Despite enormous changes in the kinds of things big companies do as well as in the way that they do them, the actual structure of the large corporation (with very few exceptions) has hardly changed at all. It’s gotten to the point where even tinkering with the cubicle seems radical.

Since such questions are so alien, let me give a sense of the questions I mean. For example, how do you hire? Right now, it appears that at Google each team gets to hire people for its projects and then once you’re inside Google you get to switch to another project if you like. Why not have a team dedicated to hiring which tries to find the best way to pick the best people as well as making sure they match a particular company culture?

Also, how do projects get picked? Do you have a command-and-control structure deciding what things need to get worked on from the top? Do you let everybody work on what they like? Do you let the company vote on what its priorities should be?

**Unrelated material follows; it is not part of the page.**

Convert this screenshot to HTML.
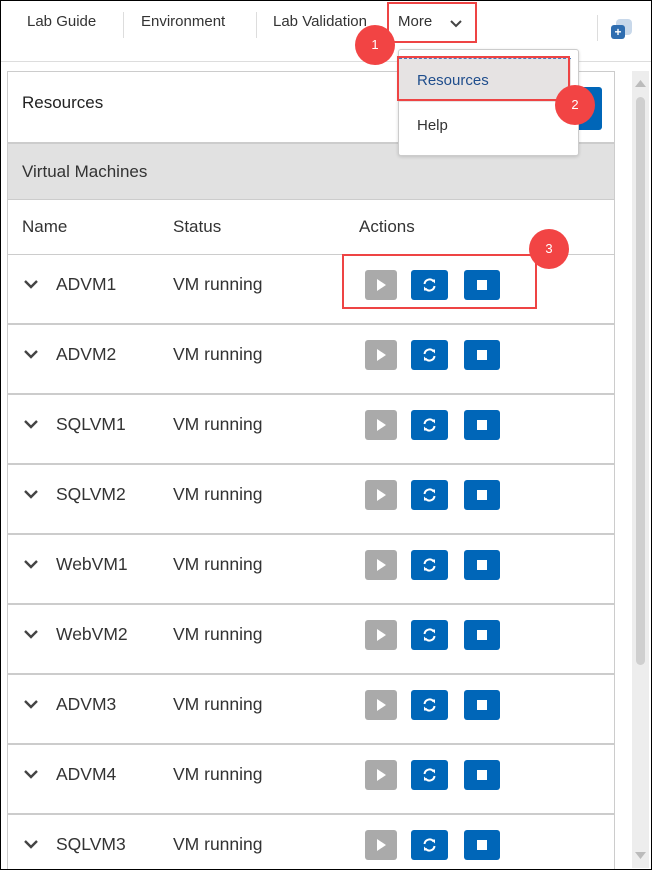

What do you do with people who don’t work out? Do you have performance reviews? Bonus pay? Three-strikes firing offenses? Or do all these systems just make working more frightening and problematic?

It seems to me any reasonable company ought to have a whole department dedicated to working on these issues, studying the systems that are in place, studying the kinds of things that others have tried, and doing their own experiments to see if they can do things better. And yet, to my knowledge, no one does. Even the handful of companies that do something innovative with their corporate structure did it as a one-off — they have no team dedicated to coming up with and trying new such innovations.

Now normally when you discover that everyone else is doing something wrong, there’s an opportunity for you to get ahead by doing it right. But that’s much more difficult here, because these questions only really make sense for large organizations and very few of us find ourselves in charge of large organizations. For example, its arguable that Fog Creek has done some things along these lines, but it’s pretty difficult to tell since they’ve never had more than a couple dozen people.

Instead, the real innovation hasn’t come from companies, but the online peer-production projects, like GNU/Linux, that take contributions from a distributed set of volunteer contributors. But such groups solve the problem largely through eliminating it — they don’t have to worry about who to hire and how to treat them because they don’t hire anyone.

Instead, most of the people who work on GNU/Linux are hired by other companies where they must contend with the antiquated social structures that those companies provide. And since those are the brutal facts that most humans must contend with, it would be nice if more people were thinking about alternatives.

You should follow me on twitter here.

April 15, 2008


I have been thinking about this kind of a thing a lot as of late, too. Have you heard of Ricardo Semler and his book Maverick? I’m not sure it is worth the read, yet, but to get a gist:

http://youtube.com/watch?v=gJkOPxJCN1w http://youtube.com/watch?v=gG3HPX0D2mU

What do you think about such approaches to managing (software) companies?

posted by rz on April 15, 2008 #

This probably gets lumped into the strategy category a lot.

There is a lot of variety in corporate structure. Goldman Sachs is a (recently and historically successful) example, their organization does not have many levels of management, “Usually there have been no more than two layers to the top” from http://www.simonsays.com/content/book.cfm?pid=411146&tab=25&agid=2

Another strategy is Napoleon style decentralization, which is not new obviously, Walmart got a lot of praise for its hurricane Katrina response, compared to FEMA which is organized more conventionally.

A major demotivator is risk. The more risk a company takes the more expensive capital is, so the more money they have to make to stay afloat. I think there are a lot of people out there that are happy just to have a decent job that pays the bills.

posted by 15801703843 on April 15, 2008 #


most people who get to in charge of large organizations are very focused and have lots of energy, and have spent their whole lives proving it. Then they get those first couple of really big jobs — dean, president, whatever, and their same “I-will-be-the-one-to-fix-it” attitude can’t let them believe they can’t change the culture of the place. A year or two later, most of them admit they failed to change the culture of the institution and they try to recover and make some small, focused changes. I have seen it happen again and again. Most often the ones who do manage to make a change tend verge on luck: the right ambition in the right job at the right time. The bottom line is, no matter how important the CEO is, he’s not very important compared to 10,000 other people. He’s just not. The best ones, I think, have been the ones who dug in and made changes at the funding level, but I have also seen such folks taken down by bitter infighting.

As for the experimentation: what do you think the Human Resources department does? The popularized employee interface with HR as an employee is the interface a rat has with the scientist: you’re in the experiment. The HR senior management, especially in larger organizations, is in the role of scientist. I’ve run the data on some of those experiments.

As for alternatives, check out Chris Algyris and some of the industrial efficiency experts. These people were driven by data and I think you’ll find that their best insights have been overlooked by the easy-to-understand ideas that got popularized, much to their authors’ chagrin.

posted by Niels Olson on April 16, 2008 #

I’ve also been thinking quite a lot recently about what it takes to build a great/lasting company. I sort of got stuck on the hiring good people part, because to me even that is a quite difficult task. Everyone is motivated and excited by different things, and the best people are harder to motivate and excite than others, so finding and keeping them is a daunting task.